Container for per-epoch training metrics.

History is a lightweight, Keras-inspired object returned by high-level training routines (e.g., Model.fit). It stores aggregated metric values for each completed epoch and provides convenience accessors for inspection.

Attributes:

Name Type Description
history Dict[str, List[float]]

Mapping from metric name to a list of per-epoch values.

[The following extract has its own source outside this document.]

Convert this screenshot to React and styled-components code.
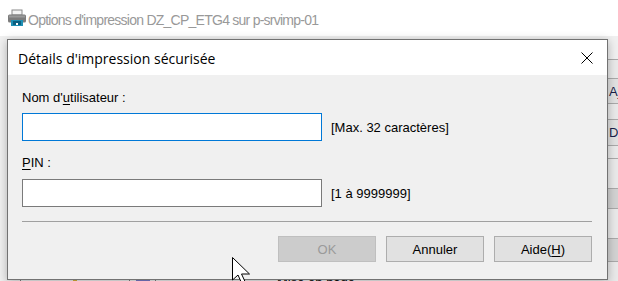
import React from "react";
import styled, { createGlobalStyle } from "styled-components";

const GlobalStyle = createGlobalStyle`
  html, body {
    margin: 0;
    padding: 0;
    background: #f0f0f0;
  }
  body {
    font-family: "Liberation Sans", Arial, sans-serif;
  }
`;

const Screen = styled.div`
  position: relative;
  width: 618px;
  height: 281px;
  overflow: hidden;
  background: #f0f0f0;
`;

const ParentHeader = styled.header`
  height: 36px;
  background: #ffffff;
  display: flex;
  align-items: center;
  padding-left: 7px;
  gap: 1px;
`;

const ParentTitle = styled.span`
  font-family: "Liberation Sans", Arial, sans-serif;
  font-size: 14px;
  letter-spacing: -0.75px;
  color: #999999;
  margin-top: 3px;
`;

const ParentBody = styled.div`
  height: 245px;
  display: flex;
`;

const ParentMain = styled.div`
  flex: 1;
  display: flex;
  flex-direction: column;
  justify-content: flex-end;
`;

const BottomRow = styled.div`
  height: 6px;
  display: flex;
  align-items: flex-start;
  padding-left: 20px;
`;

const BottomCell = styled.div`
  width: ${(p) => p.$w}px;
  height: 6px;
  border-left: 1px solid #7d7d7d;
  display: flex;
  justify-content: ${(p) => (p.$text ? "flex-start" : "center")};
  padding-left: ${(p) => (p.$text ? 121 : 0)}px;
  padding-top: ${(p) => (p.$text ? 1 : 0)}px;
  font-size: 13px;
  color: #000;
  line-height: 13px;
  white-space: nowrap;
`;

const Chip = styled.div`
  width: ${(p) => p.$w}px;
  height: 6px;
  background: ${(p) => p.$c};
`;

const SideColumn = styled.div`
  width: 12px;
  display: flex;
  flex-direction: column;
`;

const SideCell = styled.div`
  height: ${(p) => p.$h}px;
  background: ${(p) => p.$bg};
  border-top: 1px solid #a9a9a9;
  font-size: 13px;
  color: #1a1f4a;
  padding-left: 3px;
  display: flex;
  align-items: center;
  white-space: nowrap;
  overflow: hidden;
  box-sizing: border-box;

  &:first-child {
    border-top: none;
  }
`;

const Dialog = styled.div`
  position: absolute;
  left: 7px;
  top: 39px;
  width: 601px;
  height: 241px;
  box-sizing: border-box;
  border: 1px solid #727272;
  background: #f0f0f0;
  box-shadow: 0 2px 9px rgba(0, 0, 0, 0.28);
  display: flex;
  flex-direction: column;
`;

const TitleBar = styled.div`
  height: 35px;
  background: #ffffff;
  display: flex;
  align-items: center;
  justify-content: space-between;
  padding: 0 13px 0 10px;
  flex-shrink: 0;
`;

const DialogTitle = styled.span`
  font-family: "Open Sans", "Noto Sans", sans-serif;
  font-size: 14px;
  color: #000;
  margin-top: 1px;
`;

const CloseButton = styled.button`
  width: 14px;
  height: 14px;
  padding: 0;
  border: none;
  background: transparent;
  display: flex;
  align-items: center;
  justify-content: center;
  margin-top: 1px;
`;

const DialogBody = styled.div`
  flex: 1;
  padding: 15px 15px 0 14px;
  display: flex;
  flex-direction: column;
`;

const FieldLabel = styled.label`
  font-size: 13px;
  line-height: 16px;
  color: #000;
  margin-top: ${(p) => p.$mt}px;

  u {
    text-decoration-thickness: 1px;
    text-underline-offset: 2px;
  }
`;

const FieldRow = styled.div`
  display: flex;
  align-items: center;
  gap: 9px;
  margin-top: ${(p) => p.$mt}px;
`;

const TextInput = styled.input`
  width: 300px;
  height: 28px;
  box-sizing: border-box;
  border: 1px solid ${(p) => (p.$focused ? "#0078d7" : "#7a7a7a")};
  background: #ffffff;
  outline: none;
  padding: 0 4px;
  font-family: "Liberation Sans", Arial, sans-serif;
  font-size: 13px;
`;

const Hint = styled.span`
  font-size: 13px;
  color: #000;
`;

const Separator = styled.hr`
  margin: 14px 0 0 0;
  border: none;
  border-top: 1px solid #a0a0a0;
  height: 0;
`;

const ButtonBar = styled.div`
  display: flex;
  justify-content: flex-end;
  gap: 10px;
  margin-top: 14px;
`;

const DialogButton = styled.button`
  width: 98px;
  height: 26px;
  box-sizing: border-box;
  border: 1px solid ${(p) => (p.disabled ? "#bfbfbf" : "#adadad")};
  background: ${(p) => (p.disabled ? "#cccccc" : "#e1e1e1")};
  color: ${(p) => (p.disabled ? "#9a9a9a" : "#000")};
  font-family: "Liberation Sans", Arial, sans-serif;
  font-size: 13px;
  padding: 0;

  u {
    text-decoration-thickness: 1px;
    text-underline-offset: 2px;
  }
`;

const Cursor = styled.svg`
  position: absolute;
  left: 232px;
  top: 257px;
`;

function PrinterIcon() {
  return (
    <svg width="20" height="18" viewBox="0 0 20 18">
      <rect x="5" y="1" width="10" height="5" fill="#f4f4f4" stroke="#8a8a8a" />
      <rect x="1" y="5.5" width="18" height="8" rx="1.5" fill="#7c7c7c" />
      <rect x="2" y="6.5" width="16" height="2" fill="#9a9a9a" />
      <rect x="4" y="11" width="12" height="6" fill="#1e8fb4" />
      <rect x="6" y="12" width="8" height="4" fill="#0c5f80" />
      <rect x="9" y="14" width="2" height="2" fill="#ffffff" />
    </svg>
  );
}

const sideCells = [
  { h: 23, bg: "#f0f0f0" },
  { h: 19, bg: "#e9e9e9" },
  { h: 25, bg: "#e1e1e1", label: "Ajouter" },
  { h: 16, bg: "#e9e9e9" },
  { h: 26, bg: "#e1e1e1", label: "Détails" },
  { h: 13, bg: "#e9e9e9" },
  { h: 30, bg: "#e9e9e9" },
  { h: 20, bg: "#d2d2d2" },
  { h: 30, bg: "#e9e9e9" },
  { h: 23, bg: "#d2d2d2" },
  { h: 20, bg: "#e9e9e9" },
];

export default function App() {
  return (
    <>
      <GlobalStyle />
      <Screen>
        <ParentHeader>
          <PrinterIcon />
          <ParentTitle>Options d'impression DZ_CP_ETG4 sur p-srvimp-01</ParentTitle>
        </ParentHeader>
        <ParentBody>
          <ParentMain>
            <BottomRow>
              <BottomCell $w={108}>
                <Chip $w={4} $c="#d8b13a" />
              </BottomCell>
              <BottomCell $w={25}>
                <Chip $w={14} $c="#7b7bc9" />
              </BottomCell>
              <BottomCell $w={250} $text>
                Mise en page...
              </BottomCell>
            </BottomRow>
          </ParentMain>
          <SideColumn>
            {sideCells.map((c, i) => (
              <SideCell key={i} $h={c.h} $bg={c.bg}>
                {c.label}
              </SideCell>
            ))}
          </SideColumn>
        </ParentBody>

        <Dialog>
          <TitleBar>
            <DialogTitle>Détails d'impression sécurisée</DialogTitle>
            <CloseButton aria-label="Fermer">
              <svg width="12" height="12" viewBox="0 0 12 12">
                <path d="M0.5 0.5 L11.5 11.5 M11.5 0.5 L0.5 11.5" stroke="#000" strokeWidth="1" />
              </svg>
            </CloseButton>
          </TitleBar>
          <DialogBody>
            <FieldLabel $mt={0}>
              Nom d'<u>u</u>tilisateur :
            </FieldLabel>
            <FieldRow $mt={7}>
              <TextInput $focused />
              <Hint>[Max. 32 caractères]</Hint>
            </FieldRow>
            <FieldLabel $mt={14}>
              <u>P</u>IN :
            </FieldLabel>
            <FieldRow $mt={8}>
              <TextInput />
              <Hint>[1 à 9999999]</Hint>
            </FieldRow>
            <Separator />
            <ButtonBar>
              <DialogButton disabled>OK</DialogButton>
              <DialogButton>Annuler</DialogButton>
              <DialogButton>
                Aide(<u>H</u>)
              </DialogButton>
            </ButtonBar>
          </DialogBody>
        </Dialog>

        <Cursor width="19" height="28" viewBox="0 0 19 28">
          <path
            d="M0.5 0.5 L0.5 23 L6 18 L10 27 L13.5 25.5 L9.5 17 L17.5 17 Z"
            fill="#ffffff"
            stroke="#000000"
            strokeWidth="1"
          />
        </Cursor>
      </Screen>
    </>
  );
}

Each list is ordered by epoch index.

epoch List[int]

List of epoch indices (0-based) corresponding to entries in history.

Notes
  • All metric values are stored as Python float for portability.
  • This object is intentionally passive: it performs no aggregation logic beyond appending values supplied by the training loop.

append_epoch

append_epoch(
    epoch_idx: int, logs: Mapping[str, Number]
) -> None

Append metrics for a completed epoch.

Parameters:

Name Type Description Default
epoch_idx int

Zero-based index of the completed epoch.

required
logs Mapping[str, Number]

Mapping from metric name to aggregated epoch value (e.g., mean loss, accuracy).

required
Notes
  • Metric values are coerced to float before storage.
  • The caller (typically Model.fit) is responsible for ensuring that logs contains already-aggregated values.

last

last() -> Dict[str, float]

Return metrics from the most recent epoch.

Returns:

Type Description
Dict[str, float]

Mapping from metric name to its latest recorded value. Metrics with no recorded values are omitted.

Notes

This is a convenience accessor commonly used after training to retrieve final loss/metric values without manual indexing.


Notes

  • Sequential is intended for linear stacks of layers.
  • Parameters are registered automatically when layers are added.
  • Training utilities such as callbacks and optimizers integrate with the model API.
  • For custom architectures, users may subclass lower-level building blocks (documented in the Guides section).